WHAT IS ASKED
Repeat the listing exactly as given, omitting every image.

DATASET SECTION
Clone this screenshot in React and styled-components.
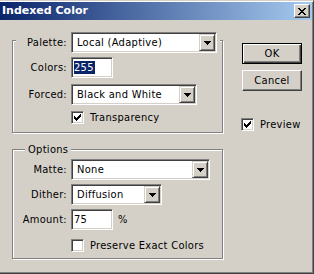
import styled, { createGlobalStyle } from 'styled-components'

const Global = createGlobalStyle`
html, body {
  margin: 0;
  background: #d4d0c8;
}

body {
  font-family: "DejaVu Sans Condensed", "DejaVu Sans", sans-serif;
  font-size: 11px;
  letter-spacing: 0.3px;
  color: #000;
}
`

const Window = styled.div`
  box-sizing: border-box;
  width: 314px;
  height: 274px;
  background: #d4d0c8;
  border-top: 1px solid #d4d0c8;
  border-right: 1px solid #404040;
  border-bottom: 1px solid #404040;
  box-shadow: inset 0 1px 0 #fff, inset -1px -1px 0 #808080;
  padding-top: 1px;
  overflow: hidden;
`

const TitleBar = styled.div`
  display: flex;
  align-items: center;
  justify-content: space-between;
  height: 18px;
  margin-right: 1px;
  padding: 0 2px 0 2px;
  background: linear-gradient(to right, #0a246a, #a6caf0);
`

const Title = styled.span`
  color: #fff;
  font-family: "DejaVu Sans", sans-serif;
  font-weight: bold;
  font-size: 11px;
  letter-spacing: 0;
  line-height: 18px;
`

const TitleButton = styled.div`
  box-sizing: border-box;
  width: 16px;
  height: 14px;
  display: flex;
  align-items: center;
  justify-content: center;
  background: #d4d0c8;
  border: 1px solid;
  border-color: #fff #404040 #404040 #fff;
  box-shadow: inset -1px -1px 0 #808080;
`

const Body = styled.div`
  display: flex;
  padding: 20px 0 0 12px;
`

const LeftColumn = styled.div`
  display: flex;
  flex-direction: column;
  gap: 16px;
  width: 211px;
`

const Group = styled.div`
  display: flex;
  flex-direction: column;
  border: 1px solid #808080;
  box-shadow: inset 1px 1px 0 #fff, 1px 1px 0 #fff;
  padding-bottom: ${p => p.$bottom}px;
`

const Caption = styled.span`
  align-self: flex-start;
  margin: -7px 0 0 12px;
  padding: 0 3px;
  line-height: 13px;
  background: #d4d0c8;
`

const Row = styled.div`
  display: grid;
  grid-template-columns: ${p => p.$label || 54}px auto;
  column-gap: 4px;
  align-items: center;
  margin-top: ${p => p.$top}px;
`

const LegendRow = styled(Row)`
  margin-left: 3px;
  margin-right: 2px;
  background: #d4d0c8;
`

const Label = styled.span`
  text-align: right;
  white-space: nowrap;
`

const Fields = styled.div`
  display: flex;
  align-items: center;
  gap: 5px;
`

const Sunken = styled.div`
  box-sizing: border-box;
  border: 1px solid;
  border-color: #808080 #fff #fff #808080;
  box-shadow: inset 1px 1px 0 #404040, inset -1px -1px 0 #d4d0c8;
  background: #fff;
`

const Select = styled(Sunken)`
  display: flex;
  align-items: center;
  width: ${p => p.$width}px;
  height: 21px;
  padding: 1px;
`

const Value = styled.span`
  flex: 1;
  padding-left: 4px;
  white-space: nowrap;
  overflow: hidden;
`

const DropButton = styled.div`
  box-sizing: border-box;
  width: 16px;
  height: 17px;
  display: flex;
  align-items: center;
  justify-content: center;
  background: #d4d0c8;
  border: 1px solid;
  border-color: #d4d0c8 #404040 #404040 #d4d0c8;
  box-shadow: inset 1px 1px 0 #fff, inset -1px -1px 0 #808080;
`

const Input = styled(Sunken)`
  display: flex;
  align-items: center;
  width: 42px;
  height: 21px;
  padding-left: 2px;
`

const Selected = styled.span`
  background: #0a246a;
  color: #fff;
  line-height: 13px;
  padding: 0 1px 0 0;
`

const CheckRow = styled.label`
  display: flex;
  align-items: center;
  gap: 6px;
  margin: ${p => p.$top}px 0 0 ${p => p.$left}px;
  white-space: nowrap;
`

const Box = styled(Sunken)`
  width: 13px;
  height: 13px;
  display: flex;
  align-items: center;
  justify-content: center;
`

const RightColumn = styled.div`
  display: flex;
  flex-direction: column;
  margin-left: 19px;
  padding-top: 3px;
`

const Button = styled.button`
  box-sizing: border-box;
  width: 60px;
  height: 21px;
  margin-top: ${p => p.$top || 0}px;
  padding: 0;
  font: inherit;
  letter-spacing: inherit;
  color: #000;
  background: #d4d0c8;
  border: 1px solid;
  border-color: ${p => (p.$default ? '#000' : '#fff #404040 #404040 #fff')};
  box-shadow: ${p =>
    p.$default
      ? 'inset 1px 1px 0 #fff, inset -1px -1px 0 #404040, inset -2px -2px 0 #808080'
      : 'inset -1px -1px 0 #808080'};
`

const Check = () => (
  <svg width="7" height="7" viewBox="0 0 7 7" shapeRendering="crispEdges">
    <path
      fill="#000"
      d="M6 0h1v3h-1zM5 1h1v3h-1zM4 2h1v3h-1zM0 2h1v3h-1zM1 3h1v3h-1zM2 4h1v3h-1zM3 3h1v3h-1z"
    />
  </svg>
)

const Arrow = () => (
  <svg width="7" height="4" viewBox="0 0 7 4" shapeRendering="crispEdges">
    <path fill="#000" d="M0 0h7v1h-7zM1 1h5v1h-5zM2 2h3v1h-3zM3 3h1v1h-1z" />
  </svg>
)

const CloseIcon = () => (
  <svg width="8" height="7" viewBox="0 0 8 7" shapeRendering="crispEdges">
    <path
      fill="#000"
      d="M0 0h2v1h-2zM6 0h2v1h-2zM1 1h2v1h-2zM5 1h2v1h-2zM2 2h4v1h-4zM3 3h2v1h-2zM2 4h4v1h-4zM1 5h2v1h-2zM5 5h2v1h-2zM0 6h2v1h-2zM6 6h2v1h-2z"
    />
  </svg>
)

const Combo = ({ width, value }) => (
  <Select $width={width}>
    <Value>{value}</Value>
    <DropButton><Arrow /></DropButton>
  </Select>
)

const CheckBox = ({ checked, label, top = 0, left = 58 }) => (
  <CheckRow $top={top} $left={left}>
    <Box>{checked && <Check />}</Box>
    {label}
  </CheckRow>
)

const App = () => (
  <Window>
    <Global />
    <TitleBar>
      <Title>Indexed Color</Title>
      <TitleButton><CloseIcon /></TitleButton>
    </TitleBar>
    <Body>
      <LeftColumn>
        <Group $bottom={8}>
          <LegendRow $top={-9} $label={51}>
            <Label>Palette:</Label>
            <Combo width={146} value="Local (Adaptive)" />
          </LegendRow>
          <Row $top={4}>
            <Label>Colors:</Label>
            <Input><Selected>255</Selected></Input>
          </Row>
          <Row $top={6}>
            <Label>Forced:</Label>
            <Combo width={126} value="Black and White" />
          </Row>
          <CheckBox checked label="Transparency" top={6} />
        </Group>
        <Group $bottom={6}>
          <Caption>Options</Caption>
          <Row $top={3}>
            <Label>Matte:</Label>
            <Combo width={139} value="None" />
          </Row>
          <Row $top={4}>
            <Label>Dither:</Label>
            <Combo width={91} value="Diffusion" />
          </Row>
          <Row $top={4}>
            <Label>Amount:</Label>
            <Fields>
              <Input>75</Input>
              <span>%</span>
            </Fields>
          </Row>
          <CheckBox label="Preserve Exact Colors" top={9} />
        </Group>
      </LeftColumn>
      <RightColumn>
        <Button $default>OK</Button>
        <Button $top={6}>Cancel</Button>
        <CheckBox checked label="Preview" top={27} left={-1} />
      </RightColumn>
    </Body>
  </Window>
)

export default App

REPLY TO THE TASK
Clone this screenshot in React and styled-components.
import styled, { createGlobalStyle } from 'styled-components'

const Global = createGlobalStyle`
html, body {
  margin: 0;
  background: #d4d0c8;
}

body {
  font-family: "DejaVu Sans Condensed", "DejaVu Sans", sans-serif;
  font-size: 11px;
  letter-spacing: 0.3px;
  color: #000;
}
`

const Window = styled.div`
  box-sizing: border-box;
  width: 314px;
  height: 274px;
  background: #d4d0c8;
  border-top: 1px solid #d4d0c8;
  border-right: 1px solid #404040;
  border-bottom: 1px solid #404040;
  box-shadow: inset 0 1px 0 #fff, inset -1px -1px 0 #808080;
  padding-top: 1px;
  overflow: hidden;
`

const TitleBar = styled.div`
  display: flex;
  align-items: center;
  justify-content: space-between;
  height: 18px;
  margin-right: 1px;
  padding: 0 2px 0 2px;
  background: linear-gradient(to right, #0a246a, #a6caf0);
`

const Title = styled.span`
  color: #fff;
  font-family: "DejaVu Sans", sans-serif;
  font-weight: bold;
  font-size: 11px;
  letter-spacing: 0;
  line-height: 18px;
`

const TitleButton = styled.div`
  box-sizing: border-box;
  width: 16px;
  height: 14px;
  display: flex;
  align-items: center;
  justify-content: center;
  background: #d4d0c8;
  border: 1px solid;
  border-color: #fff #404040 #404040 #fff;
  box-shadow: inset -1px -1px 0 #808080;
`

const Body = styled.div`
  display: flex;
  padding: 20px 0 0 12px;
`

const LeftColumn = styled.div`
  display: flex;
  flex-direction: column;
  gap: 16px;
  width: 211px;
`

const Group = styled.div`
  display: flex;
  flex-direction: column;
  border: 1px solid #808080;
  box-shadow: inset 1px 1px 0 #fff, 1px 1px 0 #fff;
  padding-bottom: ${p => p.$bottom}px;
`

const Caption = styled.span`
  align-self: flex-start;
  margin: -7px 0 0 12px;
  padding: 0 3px;
  line-height: 13px;
  background: #d4d0c8;
`

const Row = styled.div`
  display: grid;
  grid-template-columns: ${p => p.$label || 54}px auto;
  column-gap: 4px;
  align-items: center;
  margin-top: ${p => p.$top}px;
`

const LegendRow = styled(Row)`
  margin-left: 3px;
  margin-right: 2px;
  background: #d4d0c8;
`

const Label = styled.span`
  text-align: right;
  white-space: nowrap;
`

const Fields = styled.div`
  display: flex;
  align-items: center;
  gap: 5px;
`

const Sunken = styled.div`
  box-sizing: border-box;
  border: 1px solid;
  border-color: #808080 #fff #fff #808080;
  box-shadow: inset 1px 1px 0 #404040, inset -1px -1px 0 #d4d0c8;
  background: #fff;
`

const Select = styled(Sunken)`
  display: flex;
  align-items: center;
  width: ${p => p.$width}px;
  height: 21px;
  padding: 1px;
`

const Value = styled.span`
  flex: 1;
  padding-left: 4px;
  white-space: nowrap;
  overflow: hidden;
`

const DropButton = styled.div`
  box-sizing: border-box;
  width: 16px;
  height: 17px;
  display: flex;
  align-items: center;
  justify-content: center;
  background: #d4d0c8;
  border: 1px solid;
  border-color: #d4d0c8 #404040 #404040 #d4d0c8;
  box-shadow: inset 1px 1px 0 #fff, inset -1px -1px 0 #808080;
`

const Input = styled(Sunken)`
  display: flex;
  align-items: center;
  width: 42px;
  height: 21px;
  padding-left: 2px;
`

const Selected = styled.span`
  background: #0a246a;
  color: #fff;
  line-height: 13px;
  padding: 0 1px 0 0;
`

const CheckRow = styled.label`
  display: flex;
  align-items: center;
  gap: 6px;
  margin: ${p => p.$top}px 0 0 ${p => p.$left}px;
  white-space: nowrap;
`

const Box = styled(Sunken)`
  width: 13px;
  height: 13px;
  display: flex;
  align-items: center;
  justify-content: center;
`

const RightColumn = styled.div`
  display: flex;
  flex-direction: column;
  margin-left: 19px;
  padding-top: 3px;
`

const Button = styled.button`
  box-sizing: border-box;
  width: 60px;
  height: 21px;
  margin-top: ${p => p.$top || 0}px;
  padding: 0;
  font: inherit;
  letter-spacing: inherit;
  color: #000;
  background: #d4d0c8;
  border: 1px solid;
  border-color: ${p => (p.$default ? '#000' : '#fff #404040 #404040 #fff')};
  box-shadow: ${p =>
    p.$default
      ? 'inset 1px 1px 0 #fff, inset -1px -1px 0 #404040, inset -2px -2px 0 #808080'
      : 'inset -1px -1px 0 #808080'};
`

const Check = () => (
  <svg width="7" height="7" viewBox="0 0 7 7" shapeRendering="crispEdges">
    <path
      fill="#000"
      d="M6 0h1v3h-1zM5 1h1v3h-1zM4 2h1v3h-1zM0 2h1v3h-1zM1 3h1v3h-1zM2 4h1v3h-1zM3 3h1v3h-1z"
    />
  </svg>
)

const Arrow = () => (
  <svg width="7" height="4" viewBox="0 0 7 4" shapeRendering="crispEdges">
    <path fill="#000" d="M0 0h7v1h-7zM1 1h5v1h-5zM2 2h3v1h-3zM3 3h1v1h-1z" />
  </svg>
)

const CloseIcon = () => (
  <svg width="8" height="7" viewBox="0 0 8 7" shapeRendering="crispEdges">
    <path
      fill="#000"
      d="M0 0h2v1h-2zM6 0h2v1h-2zM1 1h2v1h-2zM5 1h2v1h-2zM2 2h4v1h-4zM3 3h2v1h-2zM2 4h4v1h-4zM1 5h2v1h-2zM5 5h2v1h-2zM0 6h2v1h-2zM6 6h2v1h-2z"
    />
  </svg>
)

const Combo = ({ width, value }) => (
  <Select $width={width}>
    <Value>{value}</Value>
    <DropButton><Arrow /></DropButton>
  </Select>
)

const CheckBox = ({ checked, label, top = 0, left = 58 }) => (
  <CheckRow $top={top} $left={left}>
    <Box>{checked && <Check />}</Box>
    {label}
  </CheckRow>
)

const App = () => (
  <Window>
    <Global />
    <TitleBar>
      <Title>Indexed Color</Title>
      <TitleButton><CloseIcon /></TitleButton>
    </TitleBar>
    <Body>
      <LeftColumn>
        <Group $bottom={8}>
          <LegendRow $top={-9} $label={51}>
            <Label>Palette:</Label>
            <Combo width={146} value="Local (Adaptive)" />
          </LegendRow>
          <Row $top={4}>
            <Label>Colors:</Label>
            <Input><Selected>255</Selected></Input>
          </Row>
          <Row $top={6}>
            <Label>Forced:</Label>
            <Combo width={126} value="Black and White" />
          </Row>
          <CheckBox checked label="Transparency" top={6} />
        </Group>
        <Group $bottom={6}>
          <Caption>Options</Caption>
          <Row $top={3}>
            <Label>Matte:</Label>
            <Combo width={139} value="None" />
          </Row>
          <Row $top={4}>
            <Label>Dither:</Label>
            <Combo width={91} value="Diffusion" />
          </Row>
          <Row $top={4}>
            <Label>Amount:</Label>
            <Fields>
              <Input>75</Input>
              <span>%</span>
            </Fields>
          </Row>
          <CheckBox label="Preserve Exact Colors" top={9} />
        </Group>
      </LeftColumn>
      <RightColumn>
        <Button $default>OK</Button>
        <Button $top={6}>Cancel</Button>
        <CheckBox checked label="Preview" top={27} left={-1} />
      </RightColumn>
    </Body>
  </Window>
)

export default App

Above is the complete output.